Astronomers have identified widespread hematite deposits across the Moon's surface—a puzzling find, given the satellite's oxygen-free environment.
Hematite, a form of oxidized iron akin to rust, typically forms when iron reacts with oxygen. Yet the Moon lacks oxygen and faces a constant barrage of hydrogen from the solar wind, which donates electrons to surface materials. Oxidation, by contrast, involves electron loss—making the Moon an unlikely place for hematite formation.
Remote observations and Apollo mission samples previously revealed only pristine lunar iron. That changed with a recent study analyzing hyperspectral data from the Moon Mineralogy Mapper (M3) instrument aboard India's Chandrayaan-1 mission. Researchers detected hematite signatures at the lunar poles—an unexpected revelation.

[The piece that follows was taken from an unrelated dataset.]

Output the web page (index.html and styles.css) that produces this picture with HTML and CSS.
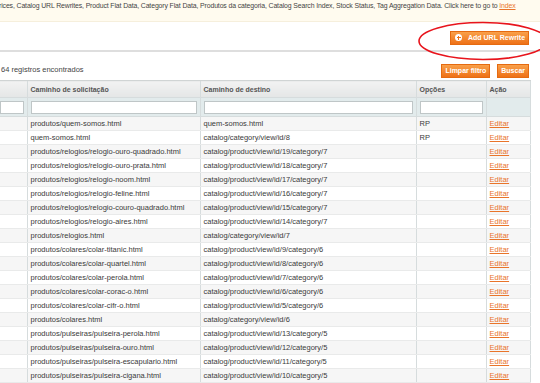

“When I examined the M3 data from the polar regions, I noticed spectral patterns differing from those at lower latitudes or in Apollo samples,” says lead researcher Shuai Li from the Hawaii Institute of Geophysics and Planetology. “After months of analysis, I confirmed the presence of hematite.”
The hematite's distribution aligns closely with previously mapped water traces in these regions, offering a key clue.
Li's team connected this to findings from Japan's Kaguya mission in the late 2000s, which showed oxygen from Earth's upper atmosphere being swept onto the Moon by solar wind.
This mechanism likely drives hematite formation, particularly during full moons when the Moon sits in Earth's magnetotail, away from the Sun. Here, over 99% of solar wind is deflected for several hours, allowing oxidation to proceed unimpeded.
Over billions of years, trace water, imported oxygen, and these monthly windows have produced observable hematite. Upcoming NASA Artemis missions aim to sample polar hematite, with chemical analysis poised to validate this hypothesis.